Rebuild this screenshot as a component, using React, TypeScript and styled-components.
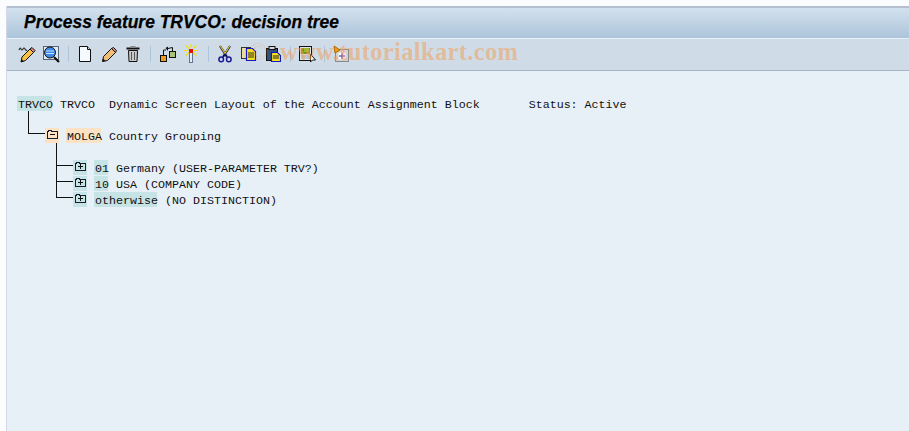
import React from "react";
import styled, { createGlobalStyle } from "styled-components";

const GlobalStyle = createGlobalStyle`
  html, body { margin: 0; padding: 0; background: #fdfdfe; }
  #root { width: 909px; height: 431px; overflow: hidden; }
`;

const Page = styled.div`
  position: relative;
  box-sizing: border-box;
  width: 909px;
  height: 431px;
  padding: 6px 0 0 6px;
  background: #fbfcfd;
  overflow: hidden;
`;

const Window = styled.div`
  display: flex;
  flex-direction: column;
  height: 425px;
  border-left: 1px solid #d3d9e4;
  background: #e8f0f7;
`;

const TitleBar = styled.div`
  display: flex;
  align-items: center;
  box-sizing: border-box;
  height: 33px;
  padding: 0 0 1px 17px;
  border-top: 2px solid #b5bfd0;
  border-bottom: 1px solid #e9f0f6;
  background: linear-gradient(#d3e1ee, #acc4da);
`;

const Title = styled.h1`
  margin: 0;
  font: italic bold 17.45px "Liberation Sans", Arial, sans-serif;
  color: #000;
  -webkit-text-stroke: 0.25px #000;
`;

const Toolbar = styled.div`
  display: flex;
  align-items: center;
  box-sizing: border-box;
  height: 32px;
  padding: 0 0 2px 8px;
  border-bottom: 1px solid #a9b4c3;
  background: #cfdce8;
`;

const ToolButton = styled.span`
  display: flex;
  align-items: center;
  justify-content: center;
  width: 24px;
  height: 20px;
`;

const Separator = styled.span`
  width: 1px;
  height: 16px;
  margin: 0 4px 0 5px;
  background: #aec4da;
`;

const Content = styled.div`
  position: relative;
  flex: 1;
  padding-top: 25px;
  font: 11.67px/18px "Liberation Mono", "Courier New", monospace;
  color: #111;
`;

const Row = styled.div<{ $indent: number }>`
  display: flex;
  align-items: flex-start;
  height: 16px;
  padding-left: ${(p) => p.$indent}px;
  white-space: pre;
`;

const Spacer = styled.div`
  height: 16px;
`;

const Mark = styled.span<{ $tone: "teal" | "orange"; $chars: number }>`
  display: block;
  width: ${(p) => p.$chars * 7}px;
  height: 15px;
  margin-right: 1px;
  text-indent: 1px;
  background: ${(p) => (p.$tone === "teal" ? "#c6e3e6" : "#fbe2c4")};
`;

const NodeIcon = styled.span<{ $tone: "teal" | "orange" }>`
  display: flex;
  justify-content: center;
  box-sizing: border-box;
  width: 14px;
  height: 15px;
  margin-right: 7px;
  padding-top: 2px;
  background: ${(p) => (p.$tone === "teal" ? "#c6e3e6" : "#fbe2c4")};
`;

const TreeLines = styled.svg`
  position: absolute;
  left: -7px;
  top: -71px;
  pointer-events: none;
`;

const Watermark = styled.div`
  position: absolute;
  left: 249px;
  top: 38px;
  display: flex;
  align-items: center;
  font: bold 24.5px "Liberation Serif", "Times New Roman", serif;
  letter-spacing: 0.35px;
  color: rgba(240, 160, 90, 0.55);
  white-space: pre;
  pointer-events: none;
`;

const Copyright = styled.span`
  font-weight: normal;
  margin-right: 12px;
  opacity: 0.45;
`;

const Svg: React.FC<{ children: React.ReactNode; w?: number; h?: number }> = ({ children, w = 18, h = 18 }) => (
  <svg width={w} height={h} viewBox={`0 0 ${w} ${h}`}>
    {children}
  </svg>
);

const Glasses = () => (
  <Svg>
    <path d="M1 5 q1-3 2-1 t2 0 q1-2 2 0 t2 1" fill="none" stroke="#333" strokeWidth="1.2" />
    <path d="M3 17 l1-5 8-8 3.500 3.500 -8 8 z" fill="#f7c040" stroke="#111" />
    <path d="M12 4 l3.500 3.500 1.500-2 -3-3 z" fill="#e88a8a" stroke="#111" />
    <path d="M3 17 l.6-3 2.400 2.400 z" fill="#111" />
  </Svg>
);

const Inspect = () => (
  <Svg>
    <rect x="1.500" y="1.500" width="15" height="13" fill="#e4eaf0" stroke="#55657a" />
    <circle cx="8" cy="7.500" r="5.500" fill="#3f8be8" stroke="#111" />
    <path d="M4 6h8M4 8.500h8" stroke="#bfe0ff" strokeWidth="1" />
    <path d="M12 12 l5 5" stroke="#111" strokeWidth="2.200" />
  </Svg>
);

const NewDoc = () => (
  <Svg w={14}>
    <path d="M1.500 1.500 h8 l3 3 v12 h-11 z" fill="#f4faff" stroke="#111" />
    <path d="M9.500 1.500 v3 h3" fill="#c8d8e8" stroke="#111" />
  </Svg>
);

const Pencil = () => (
  <Svg w={16}>
    <path d="M1.500 16.500 l1-5 8-8 4 4 -8 8 z" fill="#f2bd76" stroke="#111" />
    <path d="M10.500 3.500 l4 4 1-2 -3-3 z" fill="#e58a8a" stroke="#111" />
    <path d="M1.500 16.500 l.6-3 2.400 2.400 z" fill="#111" />
  </Svg>
);

const Trash = () => (
  <Svg w={14}>
    <path d="M.5 3.500 h13" stroke="#111" strokeWidth="2" />
    <rect x="4.500" y="1" width="5" height="2" fill="#888" />
    <path d="M2.500 5.500 h9 l-.5 11 h-8 z" fill="#c9c9c9" stroke="#111" />
    <path d="M5.500 7 v8 M8.500 7 v8" stroke="#555" />
  </Svg>
);

const Move = () => (
  <Svg w={17}>
    <rect x="1.500" y="10.500" width="6" height="6" fill="#f09a1e" stroke="#111" />
    <rect x="10.500" y="6.500" width="6" height="6" fill="#a9c27a" stroke="#111" />
    <path d="M4.500 10 V5 H7 M9 3.500 L13.500 2.500 V6" fill="none" stroke="#111" />
    <path d="M6.500 3 l2.500-1.500 v4.500 z" fill="#111" />
  </Svg>
);

const Wand = () => (
  <svg width="14" height="19" viewBox="0 0 14 19">
    <rect x="5.500" y="8.500" width="3" height="10" fill="#e6ecf2" stroke="#64748a" />
    <rect x="5" y="5" width="4" height="4" fill="#e01010" />
    <path d="M7 0v3.500M0 6.500h4M10 6.500h4M1.500 1.500l3.500 3M12.500 1.500l-3.500 3M1.500 11.500l3.500-3M12.500 11.500l-3.500-3" stroke="#f2e000" strokeWidth="1.200" />
  </svg>
);

const Scissors = () => (
  <Svg w={14}>
    <path d="M2 1 L9 12 M12 1 L5 12" stroke="#14145a" strokeWidth="2.200" />
    <path d="M2.300 1 L7 8.500 M11.700 1 L7 8.500" stroke="#ecd020" strokeWidth="1.100" />
    <circle cx="3.200" cy="14.400" r="2.300" fill="none" stroke="#1a1a90" strokeWidth="1.500" />
    <circle cx="10.800" cy="14.400" r="2.300" fill="none" stroke="#1a1a90" strokeWidth="1.500" />
  </Svg>
);

const Copy = () => (
  <Svg w={16}>
    <rect x=".5" y="2.500" width="9" height="11" fill="#e9dca0" stroke="#333" />
    <path d="M5.500 3.500 h6 l3 3 v9 h-9 z" fill="#f7e11e" stroke="#1414c8" strokeWidth="1.200" />
    <path d="M7 8h6M7 10h6M7 12h6" stroke="#222" />
  </Svg>
);

const Paste = () => (
  <Svg w={16}>
    <rect x="1.500" y="3.500" width="11" height="12" fill="#33507a" stroke="#111" />
    <rect x="4" y="1.500" width="6" height="3" fill="#d8d8d8" stroke="#111" />
    <path d="M6.500 7.500 h6 l3 3 v6 h-9 z" fill="#f7e11e" stroke="#1414c8" strokeWidth="1.200" />
    <path d="M8 11h6M8 13h6" stroke="#222" />
  </Svg>
);

const Screen = () => (
  <Svg w={19}>
    <rect x="1.500" y="1.500" width="12" height="14" fill="#dfe7ee" stroke="#111" />
    <rect x="3" y="3" width="9" height="6" fill="#6d8f10" />
    <path d="M6 3 h5 v4 h-5z" fill="#9ab82a" />
    <path d="M3 11h9M3 13h9" stroke="#8fb0c8" />
    <path d="M12.500 9 v8 l2-2 h3 z" fill="#fff" stroke="#111" />
  </Svg>
);

const Plus = () => (
  <Svg w={17}>
    <rect x="2.500" y="4.500" width="13" height="12" fill="#d9d2c7" stroke="#8a8a8a" />
    <rect x="5" y="7" width="8" height="8" fill="#fff" stroke="#c9c9d9" />
    <path d="M9 8v6M6 11h6" stroke="#1a1ad0" />
    <path d="M1 1 l6 4 -5 3 z" fill="#f59b10" stroke="#b06800" />
  </Svg>
);

const Folder: React.FC<{ open?: boolean }> = ({ open }) => (
  <svg width="11" height="9" viewBox="0 0 11 9" shapeRendering="crispEdges">
    <path d="M.5 8.500 V1.500 H1.500 V.5 H4.500 V1.500 H10.500 V8.500 Z" fill="none" stroke="#1a1a33" />
    <path d="M3 4.500 H8" stroke="#111" />
    {!open && <path d="M5.500 2 V7" stroke="#111" />}
  </svg>
);

const tools = [
  [<Glasses key="a" />, <Inspect key="b" />],
  [<NewDoc key="c" />, <Pencil key="d" />, <Trash key="e" />],
  [<Move key="f" />, <Wand key="g" />],
  [<Scissors key="h" />, <Copy key="i" />, <Paste key="j" />],
  [<Screen key="k" />],
  [<Plus key="l" />],
];

export default function App() {
  return (
    <Page>
      <GlobalStyle />
      <Window>
        <TitleBar>
          <Title>Process feature TRVCO: decision tree</Title>
        </TitleBar>
        <Toolbar>
          {tools.map((group, i) => (
            <React.Fragment key={i}>
              {i > 0 && <Separator />}
              {group.map((icon, j) => (
                <ToolButton key={j}>{icon}</ToolButton>
              ))}
            </React.Fragment>
          ))}
        </Toolbar>
        <Content>
          <TreeLines width="120" height="220" viewBox="0 0 120 220" shapeRendering="crispEdges">
            <g fill="none" stroke="#111">
              <path d="M28.500 111 V133.500 H45" />
              <path d="M56.500 143 V197.500 H73 M56.500 165.500 H73 M56.500 181.500 H73" />
            </g>
          </TreeLines>
          <Row $indent={10}>
            <Mark $tone="teal" $chars={5}>TRVCO</Mark>
            {" TRVCO  Dynamic Screen Layout of the Account Assignment Block       Status: Active"}
          </Row>
          <Spacer />
          <Row $indent={38}>
            <NodeIcon $tone="orange"><Folder open /></NodeIcon>
            <Mark $tone="orange" $chars={5}>MOLGA</Mark>
            {" Country Grouping"}
          </Row>
          <Spacer />
          <Row $indent={66}>
            <NodeIcon $tone="teal"><Folder /></NodeIcon>
            <Mark $tone="teal" $chars={2}>01</Mark>
            {" Germany (USER-PARAMETER TRV?)"}
          </Row>
          <Row $indent={66}>
            <NodeIcon $tone="teal"><Folder /></NodeIcon>
            <Mark $tone="teal" $chars={2}>10</Mark>
            {" USA (COMPANY CODE)"}
          </Row>
          <Row $indent={66}>
            <NodeIcon $tone="teal"><Folder /></NodeIcon>
            <Mark $tone="teal" $chars={9}>otherwise</Mark>
            {" (NO DISTINCTION)"}
          </Row>
        </Content>
      </Window>
      <Watermark><Copyright>©</Copyright>www.tutorialkart.com</Watermark>
    </Page>
  );
}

● What is required
Copy out every line of the data that includes "components".

● Task output
Rebuild this screenshot as a component, using React, TypeScript and styled-components.
import styled, { createGlobalStyle } from "styled-components";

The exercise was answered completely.